Brytyjska rodzina królewska od zawsze znajduje się na celowniku kolorowej prasy, jednak w ostatnim czasie każdy ruch royalsów jest analizowany jeszcze bardziej. To może być spowodowane tym, że jedni z najważniejszych członków klanu borykają się z problemami zdrowotnymi. U króla Karola zdiagnozowano nowotwór, natomiast księżna Kate przeszła w styczniu operację, po której cały czas dochodzi do siebie.
Książę William zrezygnował z pogrzebu chrzestnego
Ostatnie zachowanie króla Williama wywołało falę plotek i spekulacji. O co chodzi? Przyszły król w ostatniej chwili wycofał się z udziału w nabożeństwie żałobnym Konstantyna II. Ważnym szczegółem jest tu fakt, że były król Grecji był też ojcem chrzestnym Williama. Stąd zaskoczenie spowodowane nieobecnością Williama. Miał się tłumaczyć nieokreślonymi "powodami osobistymi".
To jak na razie jedyne szczegóły na temat nieobecności Williama na ceremonii.
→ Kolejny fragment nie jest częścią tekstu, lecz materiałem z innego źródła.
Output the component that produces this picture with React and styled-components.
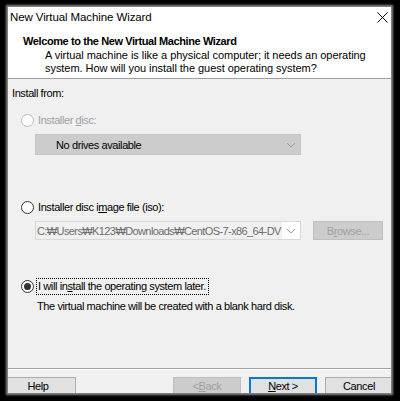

Informatorzy blisko związani z royalsami zaprzeczają, jakoby William zrezygnował z pogrzebu chrzestnego z powodu gorszego samopoczucia małżonki. Według źródeł Daily Mail księżna "dobrze sobie radzi" w domu i kontynuuje rekonwalescencję.
Komentator królewski Richard Fitzwilliams określił nagłe odwołanie obecności księcia Williama jako "bardzo dziwne". Zwłaszcza że miał on odczytać krótką pogrzebową przemowę. Grecka rodzina królewska umieściła w sieci czytanie i komentarz lorda Soamesa, w którym napisał, jak "bardzo wzruszony i dumny" byłby król Konstantyn, gdyby zostało ono wygłoszone przez jego chrześniaka.
Tajemnice rodziny królewskiej
Nie jest tajemnicą, że panowie byli ze sobą blisko. Co więc stanęło na drodze do ich ostatniego pożegnania? Skoro nie pogorszenie stanu Kate, to może problemy zdrowotne ojca Williama? Król Karol również był nieobecny na ceremonii, choć jeszcze nie tak dawno temu uśmiechnięty brał udział w publicznym spotkaniu z premierem Wielkiej Brytanii.
Oczywiście na nabożeństwie pogrzebowym nie zabrakło innych prominentnych członków brytyjskiej rodziny królewskiej. Najstarsza rangą była królowa Camilla. Książę Andrzej również odgrywał znaczącą rolę. Prowadził bowiem innych członków rodziny królewskiej pieszo na nabożeństwo do kaplicy św. Jerzego w zamku Windsor.